Peter Dutton: – a presence, if there’s an emerging [David Speers interjects, speaking at the same time]. If there’s an emerging, and if the ASIO boss believes that there’s a case for listing I promise you that [extreme right wing] organisation will be listed. We’re completely blind to where people are–

David Speers: [interjecting] Well just on that

Peter Dutton: On the spectrum, I want to make sure we neutralise that–

David Speers: [interjecting] You said, speaking of the spectrum [speaking at the same time]. You seem to suggest this week that Islamist terrorism is left wing terrorism. Can you clarify that, is that what you’re suggesting?

Peter Dutton: I just think, the point I was making David, is I’m just completely blind to somebody’s religious beliefs, their mindsets–

David Speers: [interjecting] Sure but is Islamist terrorism left-wing?

Peter Dutton: You could put it wherever you like on the spectrum–

David Speers: [interjecting] I’m asking where you put it.

Peter Dutton: Well my, I put it in the same lunacy basket as I do those on the right-wing and-

David Speers: [interjecting] Okay but it’s not left-wing is it?

Peter Dutton: And I don’t believe that we should tolerate people acting outside of the law wherever they are on the spectrum so–

David Speers: [interjecting] Okay but it’s not left-wing is it? Islamist terrorism?

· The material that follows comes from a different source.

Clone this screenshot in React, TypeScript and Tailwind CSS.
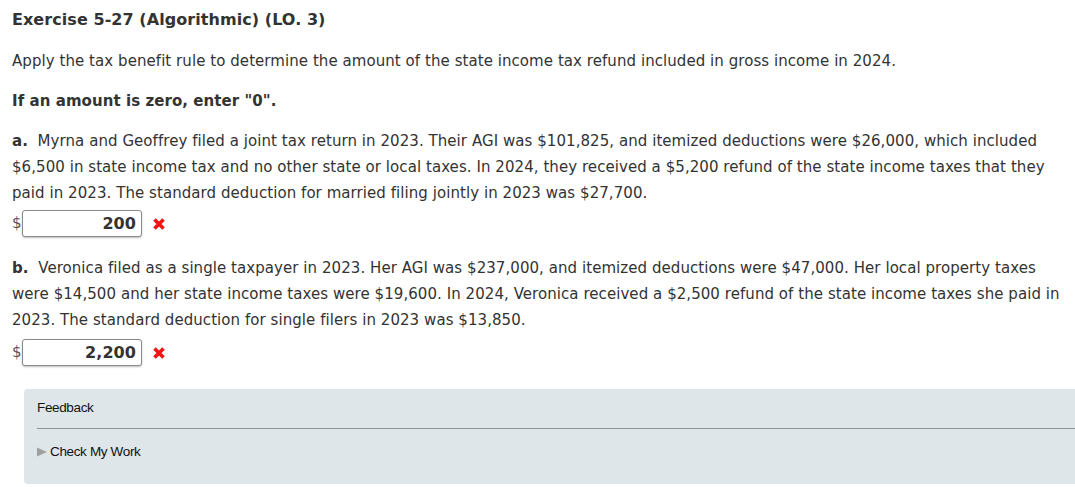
import React from 'react'

const font = { fontFamily: 'Verdana, "DejaVu Sans", sans-serif' }

function Wrong() {
  return (
    <svg width="14" height="14" viewBox="0 0 14 14" className="ml-[10px]">
      <path d="M2.5 2.5 L11.5 11.5 M11.5 2.5 L2.5 11.5" stroke="#f01414" strokeWidth="3.6" strokeLinecap="butt" />
    </svg>
  )
}

function Answer({ value }: { value: string }) {
  return (
    <div className="flex items-center h-[27px]">
      <span className="w-[10px] text-[#555]">$</span>
      <input
        readOnly
        value={value}
        style={font}
        className="w-[120px] h-[27px] border border-[#8a8a8a] rounded-[3px] shadow-[0_1px_2px_rgba(0,0,0,0.25)] text-right pr-[5px] font-bold text-[16px] text-[#333] bg-white outline-none"
      />
      <Wrong />
    </div>
  )
}

export default function App() {
  return (
    <div style={font} className="bg-white text-[#333] text-[15px] tracking-[0.06px] px-3 pt-2 w-[1075px] h-[487px] overflow-hidden">
      <h1 className="font-bold text-[16px] leading-6">Exercise 5-27 (Algorithmic) (LO. 3)</h1>
      <p className="mt-4 leading-[26px] whitespace-nowrap">
        Apply the tax benefit rule to determine the amount of the state income tax refund included in gross income in 2024.
      </p>
      <p className="mt-[14px] leading-[26px] font-bold">If an amount is zero, enter "0".</p>
      <p className="mt-[14px] leading-[26px] whitespace-nowrap">
        <b>a.</b>&nbsp; Myrna and Geoffrey filed a joint tax return in 2023. Their AGI was $101,825, and itemized deductions were $26,000, which included
        <br />
        $6,500 in state income tax and no other state or local taxes. In 2024, they received a $5,200 refund of the state income taxes that they
        <br />
        paid in 2023. The standard deduction for married filing jointly in 2023 was $27,700.
      </p>
      <div className="mt-[4px]">
        <Answer value="200" />
      </div>
      <p className="mt-[18px] leading-[26px] whitespace-nowrap">
        <b>b.</b>&nbsp; Veronica filed as a single taxpayer in 2023. Her AGI was $237,000, and itemized deductions were $47,000. Her local property taxes
        <br />
        were $14,500 and her state income taxes were $19,600. In 2024, Veronica received a $2,500 refund of the state income taxes she paid in
        <br />
        2023. The standard deduction for single filers in 2023 was $13,850.
      </p>
      <div className="mt-[6px]">
        <Answer value="2,200" />
      </div>
      <div
        className="mt-[23px] ml-3 w-[1060px] h-[95px] bg-[#dfe6e9] rounded-[4px] pl-[13px] text-[13.5px] tracking-[-0.35px] text-[#111]"
        style={{ fontFamily: 'Arial, "Liberation Sans", sans-serif' }}
      >
        <div className="pt-[10px] leading-[18px]">Feedback</div>
        <div className="mt-[11px] border-t border-[#8f979b]" />
        <div className="mt-[14px] flex items-center leading-[18px]">
          <svg width="10" height="10" viewBox="0 0 10 10" className="mr-[3px]">
            <path d="M0 0.5 L10 5 L0 9.5 Z" fill="#a0a0a0" />
          </svg>
          Check My Work
        </div>
      </div>
    </div>
  )
}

Peter Dutton: It’s, it’s, it’s an organisation that’s on the spectrum David. And it doesn’t matter where they are.

David Speers: Doesn’t ASIO say that it doesn’t fit on a left/right continuum?

Peter Dutton: You can get into the semantics of it–

David Speers: [interjecting] Well you are Minister, that’s the point I’m saying. You’ve suggested it’s left-wing. It’s not is it?

Peter Dutton: David, the point that I would make is wherever people are on the spectrum, if they are terrorists, if they pose a threat to Australians, and I think I’ve demonstrated this in my time in this portfolio–

David Speers: [interjecting] Sure, but it’s important to be accurate about what you’re trying to fight here isn’t it? [talking at the same time]

Peter Dutton: We are not discriminating against anyone [David Speers interjects, talking at the same time] except on the basis that they pose a threat to our country. So that’s the approach I’ve taken.

As the saying goes, “Back to you Speersy” – and well done last Sunday.